Тот, кто, как автор этой книги, проникнут убеждением, что в развитии не может быть не только регресса, но даже и остановки, и что, напротив, все постоянно течет вперед, тот должен воспринимать заточение художественного периода в жесткие временные рамки как чистый произвол. И все-таки мы не смогли бы придти к сколько-нибудь ясному представлению о развитии, не различая отдельных художественных периодов; а если решиться на разделение целостного развития на отдельные временные периоды, то необходимо указать их конец и начало. В этом смысле, я думаю, выбор Миланского эдикта (313 г. н. э.) и начала правления Карла Великого (768 г. н. э.) в качестве временных границ позднеримского периода развития искусства может быть признан верным.
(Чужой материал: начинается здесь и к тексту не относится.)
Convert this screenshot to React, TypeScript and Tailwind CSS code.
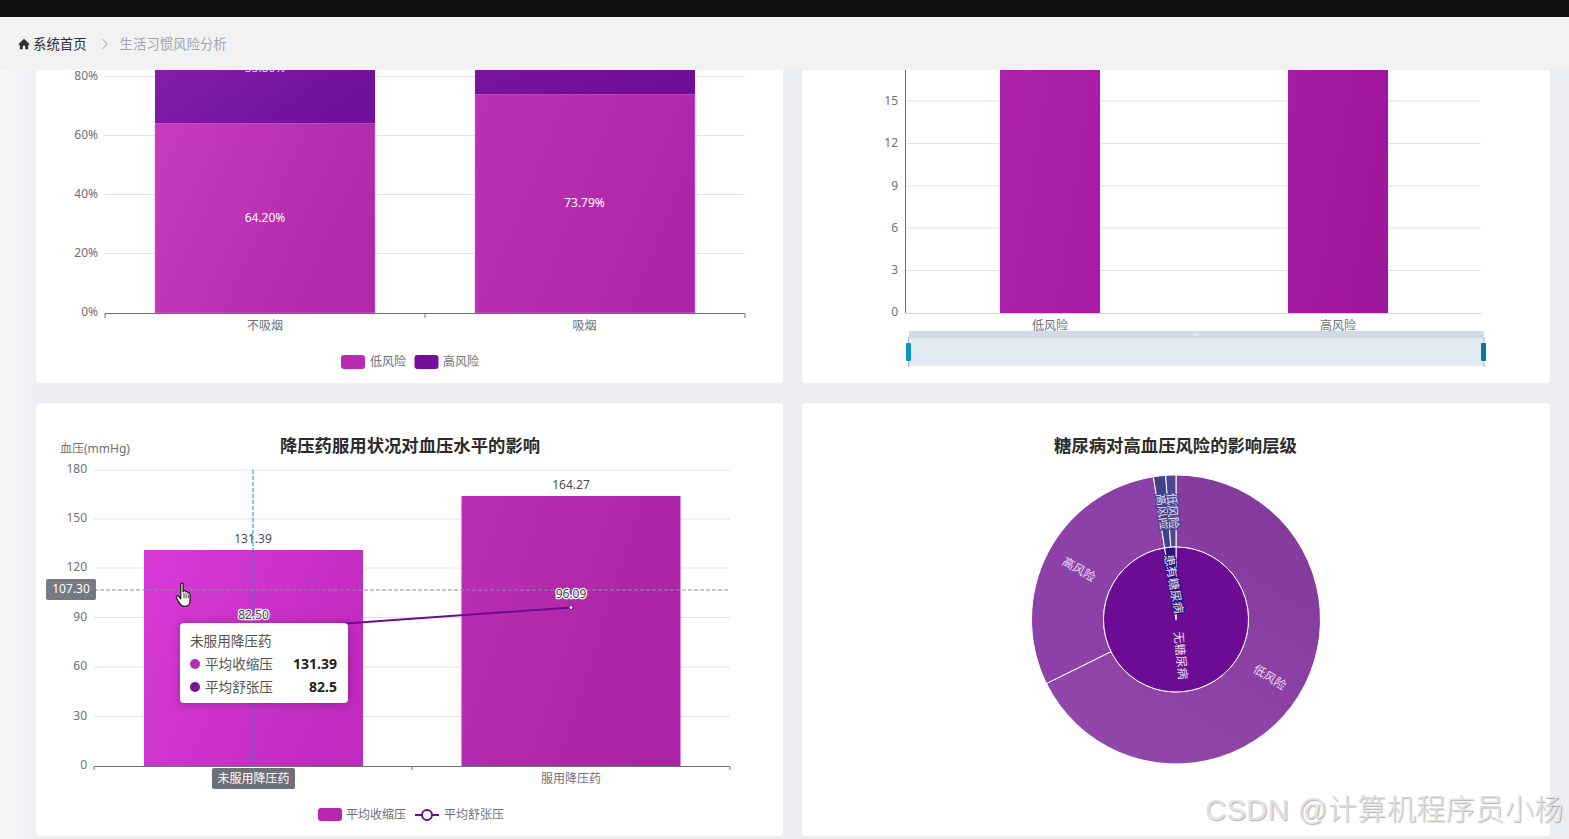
import React from "react";
import { ChevronRight } from "lucide-react";

const AXIS = "#6e7079";
const GRID = "#e2e3e9";

function Lbl({ x, y, t, fill = "#6e7079", size = 12, anchor = "middle", weight, rot, halo }: { x: number; y: number; t: string; fill?: string; size?: number; anchor?: "middle" | "end" | "start"; weight?: number; rot?: number; halo?: string }) {
  return (
    <text
      x={x}
      y={y}
      fill={fill}
      fontSize={size}
      fontWeight={weight}
      textAnchor={anchor}
      dominantBaseline="central"
      transform={rot !== undefined ? `rotate(${rot} ${x} ${y})` : undefined}
      stroke={halo}
      strokeWidth={halo ? 2.5 : undefined}
      paintOrder={halo ? "stroke" : undefined}
    >
      {t}
    </text>
  );
}

function Grad({ id, a, b }: { id: string; a: string; b: string }) {
  return (
    <linearGradient id={id} x1="0" y1="0" x2="1" y2="0.4">
      <stop offset="0" stopColor={a} />
      <stop offset="1" stopColor={b} />
    </linearGradient>
  );
}

function SmokeChart() {
  const ticks: [string, number][] = [["80%", 76.5], ["60%", 135.5], ["40%", 194.5], ["20%", 253.5]];
  return (
    <svg viewBox="36 70 747 313" className="w-full h-full block">
      <defs>
        <Grad id="lowA" a="#c83cbd" b="#b02aa9" />
        <Grad id="lowB" a="#bb31b5" b="#ae27a9" />
        <Grad id="hiA" a="#841fa9" b="#72109a" />
        <Grad id="hiB" a="#7a16a2" b="#6f0e98" />
      </defs>
      {ticks.map(([t, y]) => (
        <g key={t}>
          <line x1={105} x2={745} y1={y} y2={y} stroke={GRID} />
          <Lbl x={98} y={y - 1} t={t} anchor="end" />
        </g>
      ))}
      <Lbl x={98} y={311.5} t="0%" anchor="end" />
      <rect x={155} y={123} width={220} height={190} fill="url(#lowA)" stroke="#dc7cdc" strokeOpacity={0.6} />
      <rect x={155} y={60} width={220} height={63} fill="url(#hiA)" />
      <rect x={475} y={94} width={220} height={219} fill="url(#lowB)" stroke="#dc7cdc" strokeOpacity={0.6} />
      <rect x={475} y={60} width={220} height={34} fill="url(#hiB)" />
      <Lbl x={265} y={217} t="64.20%" fill="#fff" />
      <Lbl x={584.5} y={202} t="73.79%" fill="#fff" />
      <Lbl x={265} y={67} t="35.80%" fill="#e9d5f2" />
      <path d="M105 318V313.5H745V318M425 313.5V318" fill="none" stroke={AXIS} />
      <Lbl x={265} y={325} t="不吸烟" />
      <Lbl x={584.5} y={325} t="吸烟" />
      <rect x={341} y={355} width={24} height={14} rx={3} fill="#b92bb1" />
      <Lbl x={370} y={361} t="低风险" anchor="start" />
      <rect x={414.5} y={355} width={24} height={14} rx={3} fill="#730f9b" />
      <Lbl x={443} y={361} t="高风险" anchor="start" />
    </svg>
  );
}

function CountChart() {
  const ticks: [string, number][] = [["15", 101], ["12", 143.5], ["9", 186], ["6", 228], ["3", 270.5]];
  return (
    <svg viewBox="802 70 748 313" className="w-full h-full block">
      <defs>
        <Grad id="cA" a="#b022aa" b="#a81ca5" />
        <Grad id="cB" a="#a81ba3" b="#a0169d" />
      </defs>
      {ticks.map(([t, y]) => (
        <g key={t}>
          <line x1={906} x2={1481} y1={y} y2={y} stroke={GRID} />
          <Lbl x={898} y={y - 1} t={t} anchor="end" />
        </g>
      ))}
      <Lbl x={898} y={311.5} t="0" anchor="end" />
      <line x1={906} x2={1481} y1={313.5} y2={313.5} stroke="#d6d7dd" />
      <line x1={905.5} x2={905.5} y1={70} y2={313} stroke={AXIS} />
      <rect x={1000} y={60} width={100} height={253} fill="url(#cA)" />
      <rect x={1288} y={60} width={100} height={253} fill="url(#cB)" />
      <Lbl x={1050} y={325} t="低风险" />
      <Lbl x={1338} y={325} t="高风险" />
      <rect x={909} y={338} width={575} height={28} fill="#e2eaf3" />
      <rect x={909} y={331} width={575} height={7} rx={1} fill="#d2dae8" />
      <path d="M1194 333v3M1196 333v3M1198 333v3" stroke="#fff" strokeWidth={0.7} />
      <line x1={908.5} x2={908.5} y1={337} y2={367} stroke="#a9b5c4" />
      <line x1={1484} x2={1484} y1={337} y2={367} stroke="#a9b5c4" />
      <rect x={906} y={343} width={5} height={18} rx={1} fill="#0b92c4" />
      <rect x={1481} y={343} width={5} height={18} rx={1} fill="#07789f" />
    </svg>
  );
}

function BpChart() {
  const ticks: [string, number][] = [["180", 470], ["150", 519], ["120", 568], ["90", 617.5], ["60", 667], ["30", 716.5]];
  return (
    <svg viewBox="36 403 747 433" className="w-full h-full block">
      <defs>
        <Grad id="bpA" a="#d93bd8" b="#c22bc0" />
        <Grad id="bpB" a="#ba2eb3" b="#ab25a6" />
      </defs>
      <Lbl x={410} y={445} t="降压药服用状况对血压水平的影响" fill="#2b2b2b" size={17.35} weight={700} />
      <Lbl x={60} y={448} t="血压(mmHg)" anchor="start" />
      {ticks.map(([t, y]) => (
        <g key={t}>
          <line x1={94} x2={730} y1={y} y2={y} stroke={GRID} />
          <Lbl x={87} y={y - 1.5} t={t} anchor="end" />
        </g>
      ))}
      <Lbl x={87} y={764} t="0" anchor="end" />
      <rect x={144} y={550} width={219} height={216} fill="url(#bpA)" />
      <rect x={461.5} y={496} width={219} height={270} fill="url(#bpB)" />
      <Lbl x={253} y={538} t="131.39" fill="#4b4b55" />
      <Lbl x={571} y={484} t="164.27" fill="#4b4b55" />
      <line x1={94} x2={730} y1={590} y2={590} stroke="#8a8d96" strokeDasharray="4 2" />
      <line x1={253} x2={253} y1={470} y2={766} stroke="#1090b4" strokeDasharray="4 2" />
      <polyline points="253,630 571,607.5" fill="none" stroke="#6a0d91" strokeWidth={2} />
      <circle cx={571} cy={607.5} r={2} fill="#fff" stroke="#6a0d91" />
      <Lbl x={253.5} y={614} t="82.50" fill="#444" halo="#fff" />
      <Lbl x={571} y={593} t="96.09" fill="#444" halo="#fff" />
      <path d="M94 770V766.5H730V770M412 766.5V770" fill="none" stroke={AXIS} />
      <rect x={46} y={579} width={50} height={21} rx={2} fill="#777a82" />
      <Lbl x={71} y={588.5} t="107.30" fill="#fff" />
      <rect x={212} y={768} width={83} height={21} rx={2} fill="#6e7079" />
      <Lbl x={253.5} y={778} t="未服用降压药" fill="#fff" />
      <Lbl x={571} y={778} t="服用降压药" />
      <rect x={318} y={808} width={24} height={13} rx={3} fill="#b527ae" />
      <Lbl x={346} y={814} t="平均收缩压" anchor="start" />
      <line x1={415} x2={439} y1={815} y2={815} stroke="#6a0d91" strokeWidth={2} />
      <circle cx={427} cy={815} r={5} fill="#fff" stroke="#6a0d91" strokeWidth={2} />
      <Lbl x={444} y={814} t="平均舒张压" anchor="start" />
    </svg>
  );
}

function polar(r: number, deg: number): [number, number] {
  const a = (deg * Math.PI) / 180;
  return [1176 + r * Math.sin(a), 619.5 - r * Math.cos(a)];
}

function sector(r0: number, r1: number, a0: number, a1: number) {
  const large = a1 - a0 > 180 ? 1 : 0;
  const [x0, y0] = polar(r1, a0);
  const [x1, y1] = polar(r1, a1);
  const [x2, y2] = polar(r0, a1);
  const [x3, y3] = polar(r0, a0);
  return `M${x0} ${y0}A${r1} ${r1} 0 ${large} 1 ${x1} ${y1}L${x2} ${y2}${r0 > 0 ? `A${r0} ${r0} 0 ${large} 0 ${x3} ${y3}` : ""}Z`;
}

function Sunburst() {
  return (
    <svg viewBox="802 403 748 433" className="w-full h-full block">
      <defs>
        <linearGradient id="sOuter" x1="0.8" y1="0" x2="0.2" y2="1">
          <stop offset="0" stopColor="#833a9b" />
          <stop offset="1" stopColor="#9347ab" />
        </linearGradient>
      </defs>
      <Lbl x={1175.5} y={445} t="糖尿病对高血压风险的影响层级" fill="#2b2b2b" size={17.35} weight={700} />
      <path d={sector(72.5, 144.5, 0, 243.7)} fill="url(#sOuter)" stroke="#fff" />
      <path d={sector(72.5, 144.5, 243.7, 351)} fill="#8c41a8" stroke="#fff" />
      <path d={sector(72.5, 144.5, 351, 355.9)} fill="#45408a" stroke="#fff" />
      <path d={sector(72.5, 144.5, 355.9, 360)} fill="#4d4690" stroke="#fff" />
      <path d={sector(0, 72.5, 0, 351)} fill="#6c0b93" stroke="#fff" />
      <path d={sector(0, 72.5, 351, 360)} fill="#2a1280" stroke="#fff" />
      <Lbl x={1079} y={569} t="高风险" fill="#ecdcf2" rot={30} />
      <Lbl x={1270} y={677} t="低风险" fill="#ecdcf2" rot={32} />
      <Lbl x={1181} y={655.5} t="无糖尿病" fill="#ecdcf2" rot={84} />
      <Lbl x={1174} y={584} t="患有糖尿病" fill="#e6e4f0" rot={80} halo="#2a1280" />
      <Lbl x={1163} y={511.5} t="高风险" fill="#e6e4f0" rot={83} halo="#45408a" />
      <Lbl x={1173} y={511} t="低风险" fill="#e6e4f0" rot={86} halo="#4d4690" />
    </svg>
  );
}

function Tip() {
  return (
    <div className="absolute left-[144px] top-[220px] w-[168px] h-[80px] rounded bg-white shadow-[0_0_10px_rgba(0,0,0,0.25)] pl-[10px] pr-[11px] pt-[6px] text-[13.6px] leading-[23px] text-[#555]">
      <div>未服用降压药</div>
      <div className="flex items-center">
        <span className="w-[10px] h-[10px] rounded-full bg-[#b92fb0] mr-[5px]" />
        <span>平均收缩压</span>
        <span className="ml-auto font-bold text-[14px] text-[#222]">131.39</span>
      </div>
      <div className="flex items-center">
        <span className="w-[10px] h-[10px] rounded-full bg-[#761399] mr-[5px]" />
        <span>平均舒张压</span>
        <span className="ml-auto font-bold text-[14px] text-[#222]">82.5</span>
      </div>
    </div>
  );
}

function HandCursor() {
  return (
    <svg viewBox="0 0 16 24" className="absolute left-[139px] top-[179px] w-[18px] h-[26px]">
      <path
        d="M5 2.2c0-1.5 2.2-1.5 2.2 0V9l.3-.6c.5-1 2 -.8 2 .4l.1.4c.5-.8 1.9-.6 2 .5l.1.5c.6-.6 1.9-.3 1.9.8V17c0 3.2-2 5.5-5 5.5-2.5 0-3.7-1-4.8-3L1 14.5c-.6-1.3 1-2.3 2-1.2L5 15.5Z"
        fill="#fff"
        stroke="#222"
        strokeWidth={1.2}
        strokeLinejoin="round"
      />
      <path d="M8 10v5M10 10.5v4.5M12 11.5v3.5" stroke="#222" strokeWidth={0.8} />
    </svg>
  );
}

export default function App() {
  return (
    <div className="relative w-full h-[839px] overflow-hidden flex flex-col bg-[#eceef2] font-['Noto_Sans','Noto_Sans_CJK_SC',sans-serif]">
      <div className="h-[17px] shrink-0 bg-[#0f0f0f]" />
      <nav className="h-[53px] shrink-0 bg-[#f2f2f3] flex items-center pl-[18px] pt-[1px] text-[13.4px]">
        <svg viewBox="0 0 12 12" className="w-[12px] h-[12px] mr-[3px]">
          <path d="M6 .8 .4 6.2l.8.8.6-.5V11.2h3V7.8h2.400v3.400h3V6.500l.6.5.8-.8Z" fill="#303133" />
        </svg>
        <span className="text-[#303133]">系统首页</span>
        <ChevronRight className="w-[18px] h-[18px] ml-[9px] mr-[6px] text-[#9a9da3]" strokeWidth={1.3} />
        <span className="text-[#a3a5a9]">生活习惯风险分析</span>
      </nav>
      <main className="flex-1 min-h-0 pl-[36px] pr-[19px] grid grid-cols-[747px_748px] grid-rows-[313px_433px] gap-x-[19px] gap-y-[20px] bg-gradient-to-r from-[#f7f7f8] from-0% to-[#eceef2] to-[2.5%]">
        <section className="bg-white rounded-b overflow-hidden"><SmokeChart /></section>
        <section className="bg-white rounded-b overflow-hidden"><CountChart /></section>
        <section className="relative bg-white rounded overflow-hidden">
          <BpChart />
          <HandCursor />
          <Tip />
        </section>
        <section className="bg-white rounded overflow-hidden"><Sunburst /></section>
      </main>
      <div className="absolute left-[1205px] top-[791px] text-[29px] tracking-[0.5px] leading-[38px] whitespace-nowrap text-[#e2e2e4] [text-shadow:1px_1px_1px_rgba(100,100,100,0.5)] font-['Liberation_Sans','Noto_Sans_CJK_SC',sans-serif] font-light">
        CSDN @计算机程序员小杨
      </div>
    </div>
  );
}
(…) В основу разделения изобильного, лишь только приблизительно в его главных представителях исчерпанного материала, было положено разделение по художественным родам. Высшие законы, конечно же, в той же мере общи для всех четырех родов, как и художественная воля, которой они продиктованы; но не во всех родах эти законы могут быть обнаружены с равной степенью ясности. Скорее всего это возможно в архитектуре, а также в художественных ремеслах, а именно пока они далеки от разработки фигуративных мотивов: архитектура и художественные ремесла демонстрируют руководящие законы художественной воли зачастую почти в математически чистом виде. Напротив, в фигуративных произведениях скульптуры и живописи эти законы не выступают с полной ясностью и непосредственностью; причина этого лежит не в человеческой фигуре как таковой, т. е. не в свойственной ей подвижности и обусловленной ею кажущейся асимметрии человеческой фигуры, но в «содержании», мыслях поэтического, религиозного, дидактического, патриотического и тому подобного рода, которые связываются – намеренно или не вполне намеренно – с человеческими фигурами и отвлекают зрителя, особенно современного зрителя, привыкшего к работе с понятиями и к близорукому поверхностно-оптическому созерцанию произведений природы и искусства, от собственно изобразительно-художественного (Bildkuenstlerischen) в произведении искусства, то есть от явления вещей как формы и цвета на плоскости или в пространстве. Соответственно вначале пойдет глава об архитектуре, долженствующая сразу же раскрыть нам основополагающее представление поздних римлян об отношении вещей к плоскости и пространству.